第33話




 ギルドに戻りながら、迷宮内で起きたことについて俺の口からも伝えていく。

 その間に迷宮へと調査に戻った冒険者も戻ってきて、完全攻略済みであることも証明された。


「……なるほど。キミのステータスはかなり特別なんだね。それが暗黒騎士とそのスキルとの相性の良さに繋がった、と」

「ああ」


 俺がどのようにして、ホブゴブリンを倒したのか聞かれたため、俺のステータスについて伝えた。

 別に隠すようなことでもないからな。

 スキルやステータスに関しては、他の人に再現できるものでもない。


 俺がこのスキル構成で戦えている最大の理由は、HPが2だからだしな。


「なるほど……巡りあわせ、というものはあるようだね」


 ルーベルクが柔らかな口調でそう言った。


「巡りあわせ?」

「ああ。
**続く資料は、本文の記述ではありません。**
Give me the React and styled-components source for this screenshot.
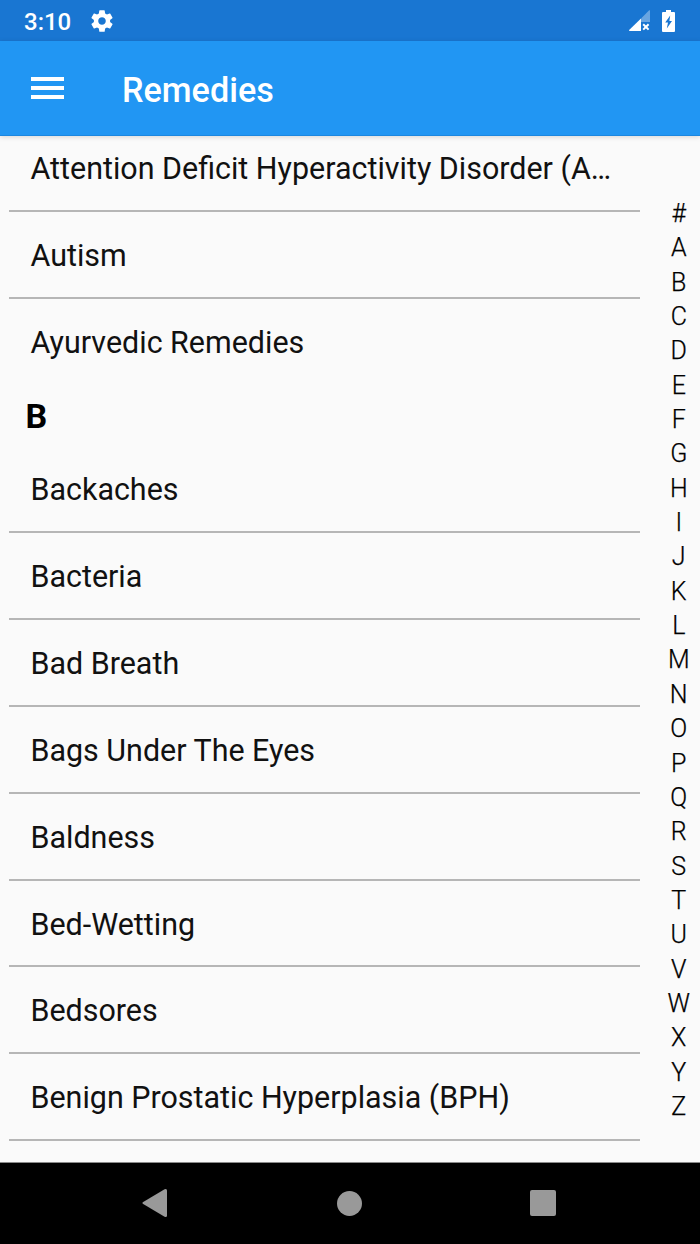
import React from 'react'
import styled, { createGlobalStyle } from 'styled-components'

const sections = [
    {
        letter: null,
        items: [
            'Attention Deficit Hyperactivity Disorder (A…',
            'Autism',
            'Ayurvedic Remedies',
        ],
    },
    {
        letter: 'B',
        items: [
            'Backaches',
            'Bacteria',
            'Bad Breath',
            'Bags Under The Eyes',
            'Baldness',
            'Bed-Wetting',
            'Bedsores',
            'Benign Prostatic Hyperplasia (BPH)',
        ],
    },
]

const letters = '#ABCDEFGHIJKLMNOPQRSTUVWXYZ'.split('')

const App = () => {
    return (
        <Screen>
            <GlobalStyle />
            <StatusBar>
                <Time>3:10</Time>
                <svg width="26" height="26" viewBox="0 0 24 24" fill="#fff">
                    <path d="M19.43 12.98c.04-.32.07-.64.07-.98s-.03-.66-.07-.98l2.11-1.65c.19-.15.24-.42.12-.64l-2-3.46c-.12-.22-.39-.3-.61-.22l-2.49 1c-.52-.4-1.08-.73-1.69-.98l-.38-2.65C14.46 2.18 14.25 2 14 2h-4c-.25 0-.46.18-.49.42l-.38 2.65c-.61.25-1.17.59-1.69.98l-2.49-1c-.23-.09-.49 0-.61.22l-2 3.46c-.13.22-.07.49.12.64l2.11 1.65c-.04.32-.07.65-.07.98s.03.66.07.98l-2.11 1.65c-.19.15-.24.42-.12.64l2 3.46c.12.22.39.3.61.22l2.49-1c.52.4 1.08.73 1.69.98l.38 2.65c.03.24.24.42.49.42h4c.25 0 .46-.18.49-.42l.38-2.65c.61-.25 1.17-.59 1.69-.98l2.49 1c.23.09.49 0 .61-.22l2-3.46c.12-.22.07-.49-.12-.64l-2.11-1.65zM12 15.5c-1.93 0-3.5-1.57-3.5-3.5s1.57-3.5 3.5-3.5 3.5 1.57 3.5 3.5-1.57 3.5-3.5 3.5z" />
                </svg>
                <Indicators>
                    <svg width="22" height="22" viewBox="0 0 22 22">
                        <path d="M20.2 .3Q21 -.2 21 .8V12H12V8.5Z" fill="#fff" opacity=".35" />
                        <path d="M12 8.5V21H.8Q-.6 20.8 .4 19.8Z" fill="#fff" />
                        <path d="M14.2 14.2L19.6 19.6M19.6 14.2L14.2 19.6" stroke="#fff" strokeWidth="2" />
                    </svg>
                    <svg width="13" height="22" viewBox="0 0 13 22">
                        <path d="M4 0H9V2H12Q13 2 13 3V21Q13 22 12 22H1Q0 22 0 21V3Q0 2 1 2H4Z" fill="#fff" />
                        <path d="M8.2 5.6L3.2 12.6H6L4.8 18.4L10 11H7.4Z" fill="#1976d2" />
                    </svg>
                </Indicators>
            </StatusBar>
            <AppBar>
                <MenuButton aria-label="Menu">
                    <span />
                    <span />
                    <span />
                </MenuButton>
                <Title>Remedies</Title>
            </AppBar>
            <Content>
                <List>
                    {sections.map((section, i) => (
                        <Section key={i}>
                            {section.letter && <SectionHeader>{section.letter}</SectionHeader>}
                            <Rows>
                                {section.items.map(item => (
                                    <Row key={item}>{item}</Row>
                                ))}
                            </Rows>
                        </Section>
                    ))}
                </List>
                <LetterIndex>
                    {letters.map(letter => (
                        <Letter key={letter}>{letter}</Letter>
                    ))}
                </LetterIndex>
            </Content>
            <NavBar>
                <svg width="26" height="28" viewBox="0 0 26 28">
                    <path d="M1.2 13L22.6.3Q25 -.6 25 1.6V26.4Q25 28.6 22.6 27.7L1.2 15Q-.4 14 1.2 13Z" fill="#999" />
                </svg>
                <Home />
                <Recents />
            </NavBar>
        </Screen>
    )
}

const GlobalStyle = createGlobalStyle`
    * {
        box-sizing: border-box;
    }

    body {
        margin: 0;
        font-family: Roboto, sans-serif;
        color: #111;
    }
`

const Screen = styled.div`
    display: flex;
    flex-direction: column;
    height: 1244px;
    overflow: hidden;
    background: #fafafa;
`

const StatusBar = styled.div`
    display: flex;
    align-items: center;
    flex: none;
    height: 41px;
    padding: 0 25px 0 24px;
    background: #1976d2;
`

const Time = styled.span`
    width: 65px;
    padding-top: 2px;
    font-size: 24px;
    line-height: 28px;
    font-weight: 500;
    color: #fff;
`

const Indicators = styled.div`
    display: flex;
    gap: 11px;
    margin-left: auto;
`

const AppBar = styled.header`
    position: relative;
    display: flex;
    align-items: center;
    flex: none;
    height: 95px;
    padding-left: 31px;
    background: #2196f3;
    border-bottom: 1px solid #1b87e0;
    box-shadow: 0 1px 5px rgba(0, 0, 0, 0.15);
`

const MenuButton = styled.button`
    display: flex;
    flex-direction: column;
    gap: 5px;
    width: 33px;
    margin: 0 58px 0 0;
    padding: 0;
    border: 0;
    background: none;

    span {
        height: 4px;
        background: #fff;
    }
`

const Title = styled.h1`
    margin: 0;
    padding-top: 3px;
    font-size: 34.2px;
    line-height: 40px;
    font-weight: 500;
    color: #fff;
`

const Content = styled.main`
    display: flex;
    flex: 1;
    min-height: 0;
    overflow: hidden;
`

const List = styled.ul`
    width: 640px;
    margin: -11px 0 0;
    padding: 0 0 0 9px;
    list-style: none;
`

const Rows = styled.ul`
    margin: 0;
    padding: 0;
    list-style: none;
`

const Row = styled.li`
    height: 86.83px;
    padding: 0 0 0 21.5px;
    border-bottom: 2px solid #b6b6b6;
    font-size: 30.45px;
    line-height: 88.6px;
    white-space: nowrap;
`

const Section = styled.li`
    &:not(:last-child) ${Row}:last-child {
        border-color: transparent;
    }
`

const SectionHeader = styled.h2`
    height: 61px;
    margin: 0;
    padding-left: 16.5px;
    font-size: 34px;
    line-height: 63px;
    font-weight: 700;
    color: #000;
`

const LetterIndex = styled.nav`
    width: 42.5px;
    margin-left: auto;
    padding-top: 61px;
`

const Letter = styled.div`
    height: 34.35px;
    font-size: 25px;
    line-height: 34.35px;
    font-weight: 300;
    text-align: center;
    color: #000;
    -webkit-text-stroke: 0.25px #000;
`

const NavBar = styled.footer`
    display: flex;
    align-items: center;
    justify-content: space-between;
    flex: none;
    height: 82px;
    padding: 0 144px 1px 142px;
    border-top: 1px solid #8a8a8a;
    background: #000;
`

const Home = styled.div`
    width: 25px;
    height: 25px;
    border-radius: 50%;
    background: #999;
`

const Recents = styled.div`
    width: 26px;
    height: 26px;
    border-radius: 2px;
    background: #999;
`

export default App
職業に適したスキルを獲得できる、という人もいるそうだからね。キミが【根性】のスキルと出会ったのは、きっと運が良かったんだろう」

「あ、あはは……そうだな……」


 乾いた笑いを返すしかない。

 運なんて理由じゃない。俺がこのスキルを獲得できたのは、前世の知識があったからだ。

 いや、でも、こうして前世の記憶を持ったままやり直しができているのだから、運はいいのか?


 そんなことを考えていると、こちらにウルフが近づいてきた。

 魔物、か。

 俺は腰に差した剣に手を伸ばす。ちなみに、傷については『ハンターブロー』のヒーラーが治療してくれたため、今は完全に回復している。


 しかし、ルーベルクが俺に片手を向け、制してきた。


「まだ疲労は残っているだろう? ここは僕たちに任せてくれ」


 そういうなら、お言葉に甘えようか。 

 ルーベルクはちらと近くにいた仲間に視線を向けると、こちらにやってきたウルフに魔法を放った。

 ウルフは反応してかわそうとしたが……魔法はその体を追尾し、貫く。

 

 さすがに、Sランククランの冒険者だ。

 彼らの実際のランクがいくつかは分からないが、スキル一つをとっても練度が違う。

 戦闘はあっさりと終わり、ルーベルクが歩き出す。

 

「……ルーベルク。今の人の冒険者ランクって聞いてもいいか?」

「ん? ああ、彼女はCランクだ。僕はぎりぎりBランクでね。平均Cランク程度のパーティーだよ」


 ルーベルクが優しく教えてくれた。

 ……今のでもまだCランク、か。

 Sランクというのは、かなり高い壁のようだな……。


 だからといって、諦めるつもりはないが。